All four people who died in Lake Lanier over the holiday weekend fit the typical profile of drowning victims in recent years. They were male, in their teens or early 20s, did not have strong swimming skills, and came from an ethnic background where English was not their first language.

People in this demographic have always posed a challenge for the corps, because they generally aren’t consumers of newspapers and other mainstream media.

"We’re doing the best we can to reach as many people as we can," said Patrick Robbins, spokesman for the corps’ district office in Mobile. "We send messages out to all the Spanish-speaking media in the metro Atlanta area. But the Asian people don’t necessarily have media outlets we can get to. You can’t reach everybody. There’s a zillion dialects out there."

Lapina said just this year, the corps decided to add Spanish-language signs below the English-language signs at the beaches. The corps had resisted doing so for a long time, because visitors to Lanier come from all countries, not just Hispanic ones.

"Lake Lanier is such a melting pot," said Lapina, noting that in addition to Hispanic and Asian people, he often encounters visitors who come from former Soviet republics.

Another problem with the signs is that they are only at designated beaches. But swimming is permitted anywhere on Lanier, which has 790 miles of shoreline. It’s impossible to post warnings at every point where someone might decide to wade into the lake.

But Lanier is already at the lowest level it has ever been in early July, and with the drought worsening, it could drop several more feet before the recreation season ends.

With the lake in such a dangerous condition, is it possible that the corps could take an unprecedented step and ban swimming in Lanier until the water level improves?

No, according to Robbins. "We don’t have the authority to tell people they can’t swim at all in the lake," he said. "That would be up to the state."

But Georgia has no authority either. "We don’t cover the activity of swimming. We only have jurisdiction over boating," said Jennifer Barnes, spokeswoman for the DNR.

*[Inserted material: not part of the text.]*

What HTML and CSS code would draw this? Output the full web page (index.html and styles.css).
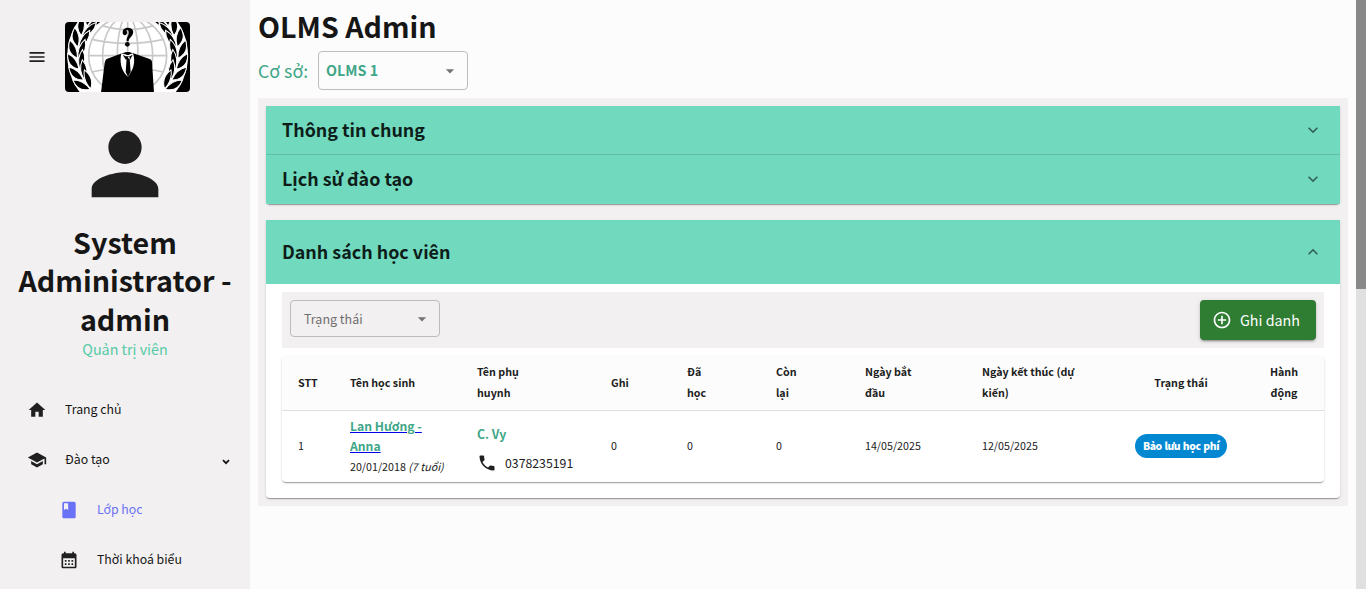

The DNR has a rule that every boat must carry a life jacket for each person on board. But Barnes said the state cannot enforce a similar rule for swimmers.

Lapina said there is one area where the corps does require life jackets for everyone, whether they’re fishing or swimming. That’s in the Chattahoochee River directly below Buford Dam, where sudden releases of water through the dam can be fatal.

"We issued more than 20 citations (for not wearing a life jacket) over the weekend," Lapina said. "But (the river) is a fairly confined space. It would be difficult to do that on the lake."

Robbins said it all comes down to personal responsibility. "People just need to wear a personal flotation device (life jacket)," he said. "That’s the most important thing. It would stop a lot of these drownings."

But with millions of visitors, many of whom are from low-income families, it may be unrealistic to expect that they’ll stop on their way to the lake and purchase or rent a life jacket for every person in their party.

Lapina said some of the corps parks now have life jacket loaner stations at the beaches. But the service is only available for children, and most of Lanier’s drowning victims have been adults.

Barnes said so far this year, Lanier has had three drownings and three boating fatalities. The two men who drowned Saturday night were classified as boating deaths, she said, because they drowned after jumping off the pontoon.

According to DNR records, in 2007 Lanier had a total of eight drownings and three boating fatalities. In 2006 there were seven drownings and two boating deaths.

2005 was the best year in recent times, with just three drownings and no boating fatalities. That summer, the economy was robust and the lake level was at normal full pool, so there was no shortage of visitors at Lanier.

Officials do not know why there were so few tragedies in 2005. They only wish they could replicate that success.